Many grow up being told to respect their elders and look up to their superiors but how can these kids do that when those same elders are trying to kill them? These same kids that can be seen running from the police will one day have kids of their own and how are they supposed to spread the message of respect after such a horrific experience?
Among the gunfire was a young schoolboy who was tragically shot and killed by the police brutality. His name was Hector Pieterson and he was a harmless, innocent and unarmed child against grown men.
A grown man shot this child. Someone’s son. Someone’s brother. A school mate. And for what reason?
Was it because of his skin color?
Is racism so deeply embedded in people that killing a child seems justifiable?

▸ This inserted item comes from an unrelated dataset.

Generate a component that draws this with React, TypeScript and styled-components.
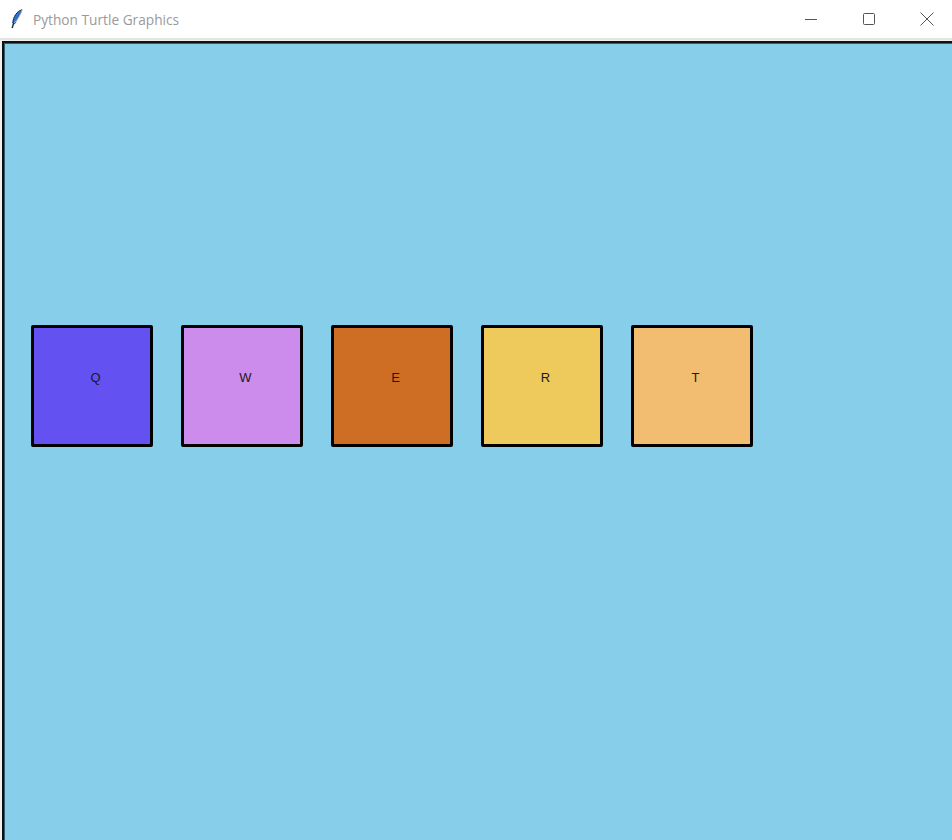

This horrific death was a sudden turning point in the black school kid’s demeanor. As the dogs were released they began stoning them to death to send a message to the police. They knew the tone of the peaceful statement had changed and it was now time to fight back.
Running from the gunfire, these kids started to set fire to surrounding white city offices. Life was organized in these offices and oppression was carried out in these offices. What a metaphor they had created. The chains that bound them to the white government rule were suddenly up in flames leaving nothing but ashes in their wake. It was an apocalyptic day. The mothers, the fathers, the leaders and groups had failed, but the young people were turning the struggles around.
As the city burnt to a crisp, white government officials gave the police the power to keep people, the white people that is, safe by whatever means they deemed necessary. Giving such an order to a bunch of armed and racist men was asking for trouble.
Within two days the police had killed over five hundred people triggering a mass uprising. Many people watched as the massacre unfolded leaving in its wake bodies of the young and helpless bloody and battered. This uprising came to be known as the Soweto Uprising, a day in time when the future history of South Africa was decided. The young people of South Africa were not ready to take it anymore and their message and intent to fight back spread like wild fire throughout the country and the world.
The international community was stunned and horrified by the visual evidence of death coming out of South Africa. The manifestation of the black frustration had finally boiled over to the rest of the world. The first time, such a travesty, had made waves internationally was in Sharpeville and in an almost parallel fashion Soweto followed.